The place is bigger than we expected, with a large dining room next to the main room with the counter and some tables. The decor is charming, the glass-topped tables made from paneled doors, with purse hooks, a nice touch. Edison-style bulbs dangle from an authentically New Orleans-style tangle of wires, and the air is filled with Zydeco music, those accordions wheezing away.

The food’s big, too, as we realized while contemplating the size of a po-boy and a “small” portion of red beans, sausage and rice ($5.50, $8.50 for large). The latter, we thought, could have been heavier on the trinity but was very nice overall, with the complex flavors that come with long simmering, piled atop long-grained basmati rice.

For our po-boy we chose the Zydeco Special ($9.50). It was served on crisp-crusted Leidenheimer bread from New Orleans, and it would be really hard to miss the meat in this one, since there was a pile of shredded brisket and thick slices of ham and turkey. Like Zydeco’s other po-boys it comes with a really good pickle, plus lettuce, tomato, cheese, spicy mustard and jalapeno mayo, the latter of which had us frequently digging into the comparatively neutral Cajun potato salad we’d chosen as a side (Cajun fries and onion strings were other options). Don’t get us wrong; the potato salad had plenty of flavor, in part because of some of those chopped-up really good pickles, but it was relatively mild, as potato salad should be.

A small serving of Dirty Cajun Fries ($5.50, or $8.50 for large) also was much larger than we expected, and absolutely delicious. The fries remained relatively crisp, even though they’d been heaped with a flood of melted provolone, golden tangles of caramelized onions, lots of chunks of the house-made Cajun sausage and enough diced pepperoncini that our sinuses knew they were there.

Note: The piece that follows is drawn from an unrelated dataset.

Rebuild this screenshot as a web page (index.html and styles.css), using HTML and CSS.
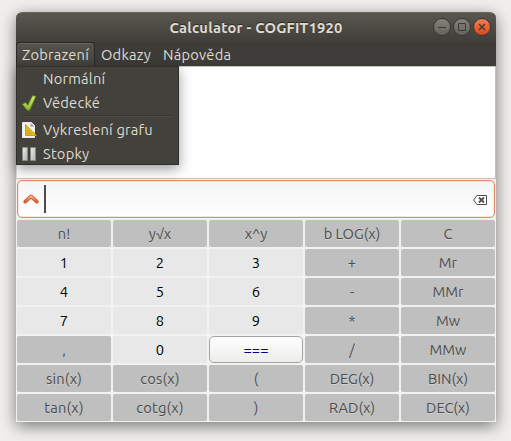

And, sure, we could’ve had dessert, but we already were piling up the takeout boxes.

That the crowd was light during our early lunch hour tells me Zydeco Po-Boys has yet to be discovered by a lot of people, and they don’t know what they’re missing. That used to be us, but thankfully we’ve heard the Zydeco muse.

Las Vegas Review-Journal restaurant reviews are done anonymously at Review-Journal expense. Email Heidi Knapp Rinella at hrinella@reviewjournal.com. Find more of her stories at www.reviewjournal.com, and follow @HKRinella on Twitter.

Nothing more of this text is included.